Pendapat ini didasari bahwa kedua hal tersebut merupakan tujuan yang sama yakni menyembelih hewan sebagai hidangan. Sebagaimana dalam qaidah fiqh yang mengatakan bahwa jika terdapat dua perkara yang sama jenis berkumpul dan tujuan keduanya tidak berbeda, maka salah satu diantaranya keduanya dapat masuk pada yang lain.
Artinya qurban dan aqiqah menjadi suatu hal yang sama baik dari tujuannya yakni melaksanakan penyembelihan sebagai hidangan maka kambing qurban dapat diniatkan aqiqah dan sebaliknya.
3)Qurban untuk yang telah meninggal?
Salah satu kebiasaan masyarakat yakni pelaksanaan qurban oleh anggota keluarga, karena selama hidupnya tidak pernah berqurban selama hidupnya.
Pertama, menurut Ibnu Hajar dalam kitabnya Tuhfah Al-Muhtaj (IX/368) menjelaskan bahwasanya tidak sah berqurban atas nama seseorang yang telah meninggal apabila tidak pernah berwasiat untuk diqurbani.
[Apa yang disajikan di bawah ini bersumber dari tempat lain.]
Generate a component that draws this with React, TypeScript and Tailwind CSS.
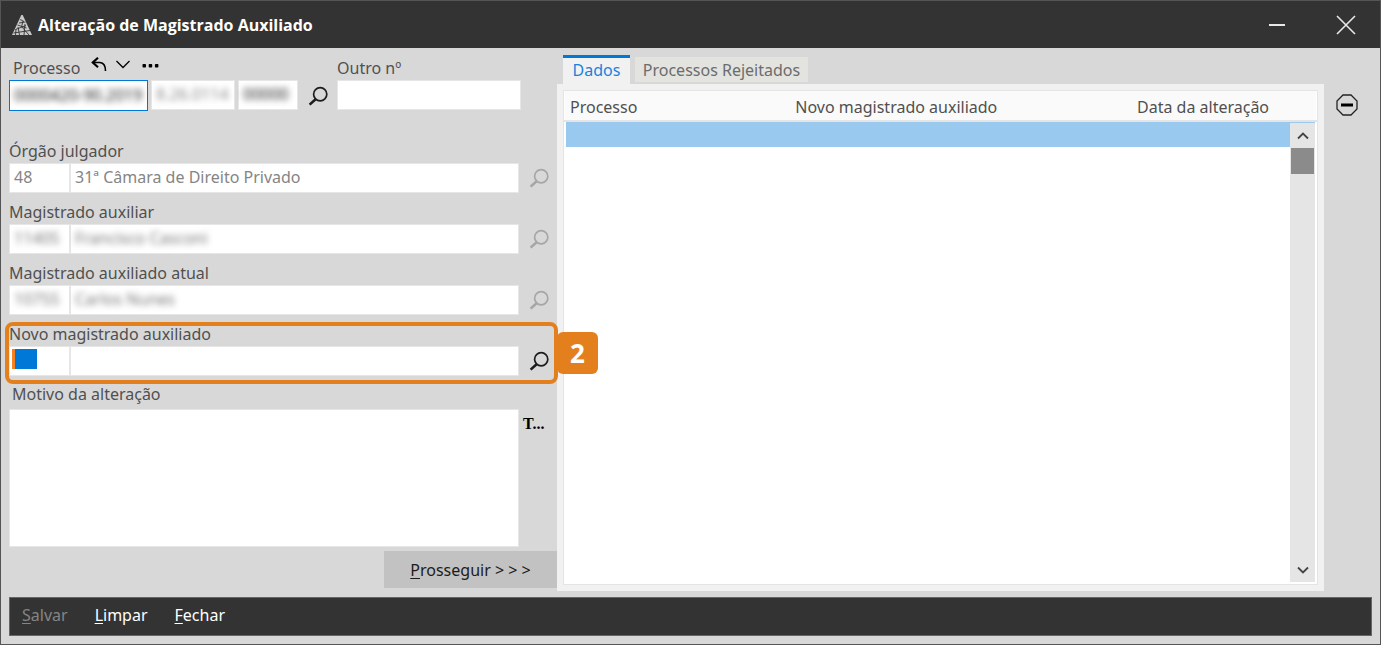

Pendapat tersebut diangkat dari pernyataan bahwa qurban merupakan ibadah yang membutuhkan izin. Karena izin dari yang berqurban diperlukan agar qurban sah dan mutlak untuk dikerjakan. (Kitab Nihayatul Muhtaj: VIII/144)
Kedua, Imam Qulyubi berpendapat dalam kitabnya Hasyah Al-Qulyubi Mahalli (IV/256), bahwa Imam Ar-Rafi’i berpendapat bahwasanya qurban yang dilaksanakan atas seorang yang telah meninggal, hukumnya tetap sah, meskipun tanpa adanya wasiat yang mewakilinya dari yang telah meninggal. Hal itu didasari bahwa qurban merupakan bagian dari sedekah.